How precious are Your thoughts to me, O LORD ... how vast is the sum of them!

Friday, August 2, 2013

The Little House Stage

In 1879, South Dakota was not a state; it and its twin, North Dakota, were called Dakota Territory. Pioneers settled Dakota Territory throughout the 1860s and 70s, and in 1879 the Ingalls family moved to a railroad camp on Silver Lake for Pa to work as storekeeper and bookkeeper for the Dakota Central Railroad. They lived in a shanty first, but then over the winter, when all the railroaders were gone, Pa was paid to stay behind and live in the Surveyors’ House to watch over the company property.

This house is still standing! It was the largest house Laura had yet lived in, and the Ingallses stayed warm and busy inside it until spring.

“It was a big house, a real house with two stories, and glass windows. Its up-and-down boards were weathering from yellow to gray, and every crack was battened, as Pa had said. The door had a china knob. It opened into the lean-to over the back door. …

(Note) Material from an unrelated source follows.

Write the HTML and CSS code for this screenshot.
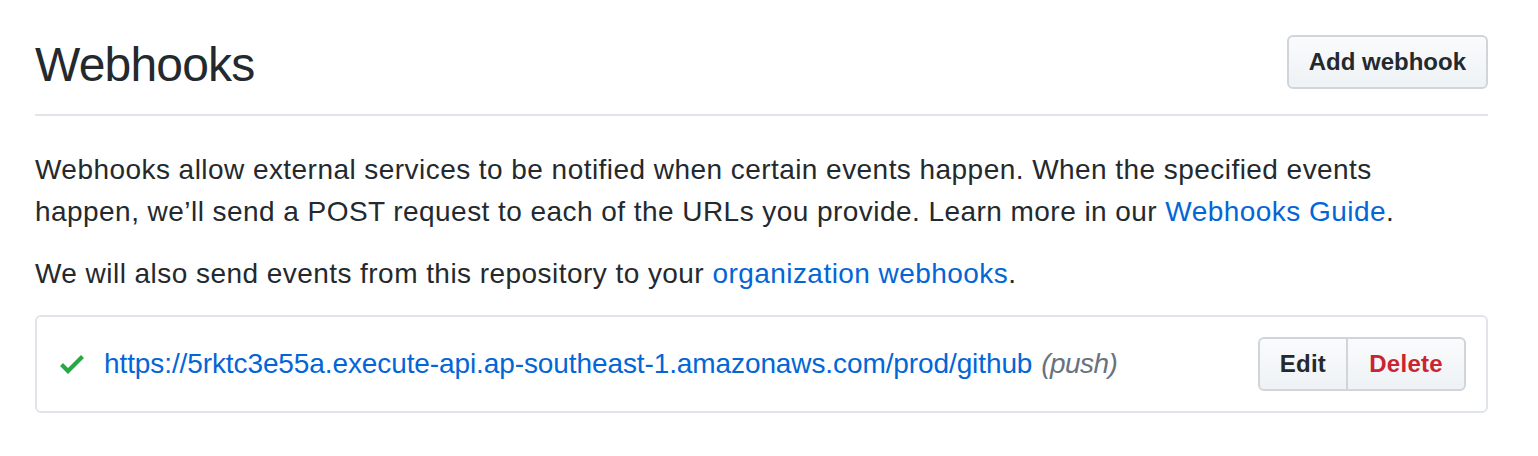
FILE: index.html
```html
<!DOCTYPE html>
<html lang="en">
<head>
<meta charset="utf-8">
<title>Webhooks</title>
<link rel="stylesheet" href="styles.css">
</head>
<body>
<div class="page">
  <div class="subhead">
    <h2 class="subhead-heading">Webhooks</h2>
    <div class="subhead-actions">
      <a class="btn" href="#">Add webhook</a>
    </div>
  </div>
  <p class="lead">Webhooks allow external services to be notified when certain events happen. When the specified events happen, we’ll send a POST request to each of the URLs you provide. Learn more in our <a href="#">Webhooks Guide</a>.</p>
  <p class="lead">We will also send events from this repository to your <a href="#">organization webhooks</a>.</p>
  <div class="hook-list">
    <div class="hook-item">
      <div class="hook-info">
        <svg class="check" width="24" height="32" viewBox="0 0 12 16" aria-hidden="true"><path fill-rule="evenodd" d="M12 5l-8 8-4-4 1.5-1.5L4 10l6.5-6.5L12 5z"/></svg>
        <a class="hook-url" href="#">https://5rktc3e55a.execute-api.ap-southeast-1.amazonaws.com/prod/github</a>
        <em class="hook-events">(push)</em>
      </div>
      <div class="btn-group">
        <a class="btn btn-group-item" href="#">Edit</a>
        <a class="btn btn-group-item btn-danger" href="#">Delete</a>
      </div>
    </div>
  </div>
</div>
</body>
</html>
```
FILE: styles.css
```css
* { box-sizing: border-box; }
html, body { margin: 0; padding: 0; background: #fff; }
body {
  font-family: "Liberation Sans", Arial, sans-serif;
  font-size: 28px;
  line-height: 42px;
  color: #24292e;
}
a { color: #0366d6; text-decoration: none; }
.page { padding: 35px 50px 0 35px; }
.subhead {
  display: flex;
  align-items: flex-start;
  padding-bottom: 19px;
  margin-bottom: 33px;
  border-bottom: 2px solid #e1e4e8;
}
.subhead-heading {
  flex: 1 1 auto;
  margin: 0;
  font-size: 48px;
  line-height: 60px;
  font-weight: 400;
  letter-spacing: -0.8px;
}
.subhead-actions { flex: none; }
.btn {
  display: inline-flex;
  align-items: center;
  height: 54px;
  padding: 0 20px;
  font-size: 24px;
  font-weight: 700;
  line-height: 40px;
  color: #24292e;
  background-image: linear-gradient(-180deg, #fafbfc 0%, #eff3f6 90%);
  border: 2px solid #d1d5da;
  border-radius: 6px;
  white-space: nowrap;
}
.lead { margin: 0 0 20px; padding-right: 16px; letter-spacing: 0.45px; }
.hook-list {
  border: 2px solid #e1e4e8;
  border-radius: 6px;
}
.hook-item {
  display: flex;
  align-items: center;
  justify-content: space-between;
  padding: 20px;
}
.hook-info { display: flex; align-items: center; }
.check { fill: #28a745; margin: 0 20px 0 3px; }
.hook-url { margin-right: 9px; letter-spacing: -0.1px; }
.hook-events { color: #6a737d; font-style: italic; letter-spacing: -0.6px; }
.btn-group { display: flex; }
.btn-group-item { border-radius: 0; letter-spacing: 0.3px; }
.btn-group-item:first-child { border-radius: 6px 0 0 6px; padding: 0 20px; }
.btn-group-item:last-child { border-radius: 0 6px 6px 0; margin-left: -2px; padding: 0 21px; }
.btn-danger { color: #cb2431; }
```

“Laura looked at the large front room. Its boards were still yellow inside, and sunshine from its west window slanted yellow on the floor. A cool light came in from the window to the east beside the front door. The surveyors had left their stove! …

“Spaced on the wall beyond it were three doors. All of them were shut.” (By the Shores of Silver Lake)

I saw those three doorways, lined up strikingly in one wall, only they were all open for visitors to peer at what was beyond: a bedroom taken almost entirely up with a bed and a little box where someone small would have slept; a staircase to an attic, at the top of which was a big mirror that reflected two beds on the other side of the room (eliminating the need to climb the stairs to see what was there); and Laura’s favorite room -- a sunlight-washed white pantry, filled with shelves, jars, and barrels.

As far as I can tell, this house was the oldest permanent structure in De Smet. It was moved from its original location and sided with clapboard; it had been a private residence until restored to the state where it had earned its enduring fame -- like the Ingallses would have had it. There were lots of interesting things inside, including replicas of the whatnot shelf and china shepherdess that made a home out of the Ingallses’ Little Houses. Alas, no inside photography was allowed.

Also on that property was the De Smet schoolhouse where Laura finished her education. (Little Town on the Prairie) Eliza Jane Wilder, Almanzo’s sister and a strict, unreasonable teacher, taught there for a term. The school had been a private home between then and now; when it was restored to a one-room schoolhouse, the original blackboard revealed itself, still intact!

One more building on that site was a replica of the Brewster School (the real name was Bouchie School), Laura’s first teaching position, which lasted two months. (These Happy, Golden Years) My impression of that time in the book was its misery: the school was a thin, ragged shack, the winter was hard, the students were difficult, the residents of that tiny hamlet were unhappy, and Laura was nervous and homesick. All of that came back to me as I stood in the schoolhouse, but I also remembered how Laura and the others overcame the miserable circumstances. They were not afraid to experience extreme discomfort, even danger, in their quest to live. They pursued education through great costs. Their lives were constantly on the line. I wondered if I could do that … labor relentlessly for the far-off image of a better life. It took sheer determination and, for many, great faith in God. And they overcame! How inspiring is that?